**TASK DESCRIPTION:**
Wherever "React" appears in a line, copy that line.

**DATA LINES:**
-*-*-
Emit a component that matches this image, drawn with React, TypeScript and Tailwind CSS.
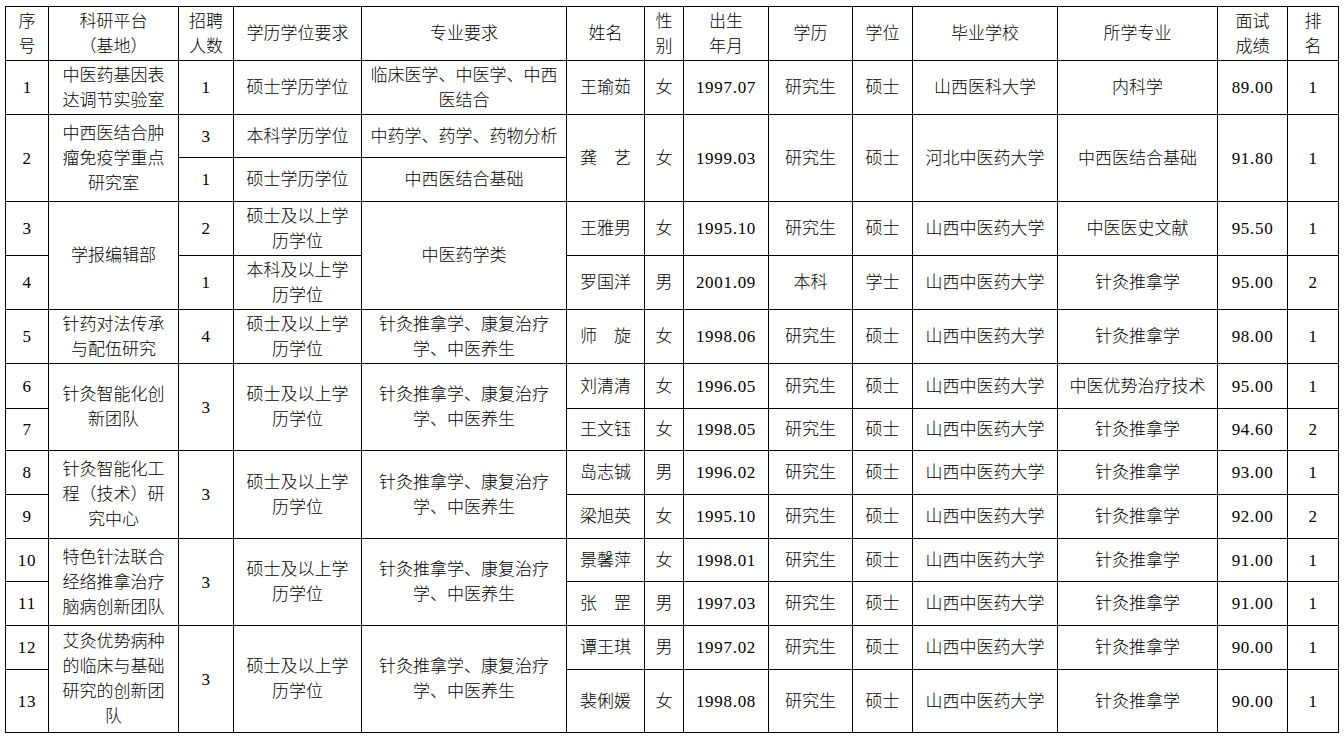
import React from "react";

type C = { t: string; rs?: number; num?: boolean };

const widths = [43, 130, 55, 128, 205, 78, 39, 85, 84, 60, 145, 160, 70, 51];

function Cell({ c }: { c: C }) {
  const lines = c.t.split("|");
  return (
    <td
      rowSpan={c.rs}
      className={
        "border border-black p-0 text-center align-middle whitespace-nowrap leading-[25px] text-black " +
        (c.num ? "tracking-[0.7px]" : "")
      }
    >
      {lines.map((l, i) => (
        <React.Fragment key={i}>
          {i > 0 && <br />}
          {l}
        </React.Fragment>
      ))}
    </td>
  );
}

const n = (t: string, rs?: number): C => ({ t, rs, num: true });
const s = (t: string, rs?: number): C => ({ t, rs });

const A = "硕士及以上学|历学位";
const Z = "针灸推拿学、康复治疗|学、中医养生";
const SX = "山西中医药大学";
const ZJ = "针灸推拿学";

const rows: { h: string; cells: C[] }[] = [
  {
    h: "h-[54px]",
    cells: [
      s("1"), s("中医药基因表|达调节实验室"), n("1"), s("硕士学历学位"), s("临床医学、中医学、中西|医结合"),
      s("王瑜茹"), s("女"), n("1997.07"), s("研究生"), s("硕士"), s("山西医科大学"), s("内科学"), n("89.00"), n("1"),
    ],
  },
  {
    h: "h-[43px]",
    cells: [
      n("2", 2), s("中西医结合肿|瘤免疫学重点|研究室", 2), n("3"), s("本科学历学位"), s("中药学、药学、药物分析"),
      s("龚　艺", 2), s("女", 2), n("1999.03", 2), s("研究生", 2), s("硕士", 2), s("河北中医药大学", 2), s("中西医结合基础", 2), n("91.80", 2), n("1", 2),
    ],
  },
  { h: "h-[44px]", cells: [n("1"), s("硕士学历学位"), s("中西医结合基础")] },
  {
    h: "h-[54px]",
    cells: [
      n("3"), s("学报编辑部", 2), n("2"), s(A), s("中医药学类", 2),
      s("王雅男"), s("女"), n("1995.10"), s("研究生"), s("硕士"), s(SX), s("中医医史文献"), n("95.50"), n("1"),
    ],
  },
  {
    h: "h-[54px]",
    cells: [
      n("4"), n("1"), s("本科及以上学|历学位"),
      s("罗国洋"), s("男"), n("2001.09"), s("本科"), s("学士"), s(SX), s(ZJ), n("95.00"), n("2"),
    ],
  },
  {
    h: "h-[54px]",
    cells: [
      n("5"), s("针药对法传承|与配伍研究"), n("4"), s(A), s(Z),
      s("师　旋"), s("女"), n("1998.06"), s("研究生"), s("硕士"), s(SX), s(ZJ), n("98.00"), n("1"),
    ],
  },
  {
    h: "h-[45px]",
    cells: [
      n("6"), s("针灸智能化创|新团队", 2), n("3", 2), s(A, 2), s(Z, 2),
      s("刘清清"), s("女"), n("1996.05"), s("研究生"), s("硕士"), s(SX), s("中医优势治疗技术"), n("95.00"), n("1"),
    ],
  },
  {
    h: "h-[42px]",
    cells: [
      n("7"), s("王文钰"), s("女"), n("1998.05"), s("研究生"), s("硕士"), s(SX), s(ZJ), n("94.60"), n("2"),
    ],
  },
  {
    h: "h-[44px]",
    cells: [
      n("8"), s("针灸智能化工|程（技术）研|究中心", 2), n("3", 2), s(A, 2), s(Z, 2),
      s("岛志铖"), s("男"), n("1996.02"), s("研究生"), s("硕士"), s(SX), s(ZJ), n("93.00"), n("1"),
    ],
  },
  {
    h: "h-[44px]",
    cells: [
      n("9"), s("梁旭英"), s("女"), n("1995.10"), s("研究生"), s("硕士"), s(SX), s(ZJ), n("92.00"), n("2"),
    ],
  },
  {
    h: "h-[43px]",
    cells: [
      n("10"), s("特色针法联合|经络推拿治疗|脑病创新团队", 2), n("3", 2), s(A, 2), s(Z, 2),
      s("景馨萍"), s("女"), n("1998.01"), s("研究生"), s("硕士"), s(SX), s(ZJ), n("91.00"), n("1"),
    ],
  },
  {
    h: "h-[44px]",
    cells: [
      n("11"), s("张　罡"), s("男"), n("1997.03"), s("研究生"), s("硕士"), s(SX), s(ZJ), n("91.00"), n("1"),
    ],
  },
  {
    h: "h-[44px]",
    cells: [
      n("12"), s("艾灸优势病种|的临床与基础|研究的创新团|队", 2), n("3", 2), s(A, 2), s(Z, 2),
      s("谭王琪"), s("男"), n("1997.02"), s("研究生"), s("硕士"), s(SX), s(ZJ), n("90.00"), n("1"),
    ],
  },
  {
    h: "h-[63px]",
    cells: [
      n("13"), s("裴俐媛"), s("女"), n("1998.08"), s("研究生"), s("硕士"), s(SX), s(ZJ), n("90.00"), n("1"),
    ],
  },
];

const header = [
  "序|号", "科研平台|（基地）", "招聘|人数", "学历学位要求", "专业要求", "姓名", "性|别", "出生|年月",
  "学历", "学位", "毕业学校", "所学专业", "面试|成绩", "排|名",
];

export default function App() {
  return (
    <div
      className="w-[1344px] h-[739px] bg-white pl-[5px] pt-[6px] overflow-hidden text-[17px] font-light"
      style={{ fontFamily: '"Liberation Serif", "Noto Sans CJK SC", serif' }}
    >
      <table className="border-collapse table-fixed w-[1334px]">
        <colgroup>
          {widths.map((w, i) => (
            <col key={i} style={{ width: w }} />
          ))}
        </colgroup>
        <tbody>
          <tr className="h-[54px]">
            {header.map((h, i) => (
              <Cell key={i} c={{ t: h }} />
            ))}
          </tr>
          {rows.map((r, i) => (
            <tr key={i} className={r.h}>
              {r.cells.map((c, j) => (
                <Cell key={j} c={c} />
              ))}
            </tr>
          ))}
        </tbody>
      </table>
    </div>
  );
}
-*-*-
**EXERCISE SOLUTION:**
Emit a component that matches this image, drawn with React, TypeScript and Tailwind CSS.
import React from "react";
        <React.Fragment key={i}>
        </React.Fragment>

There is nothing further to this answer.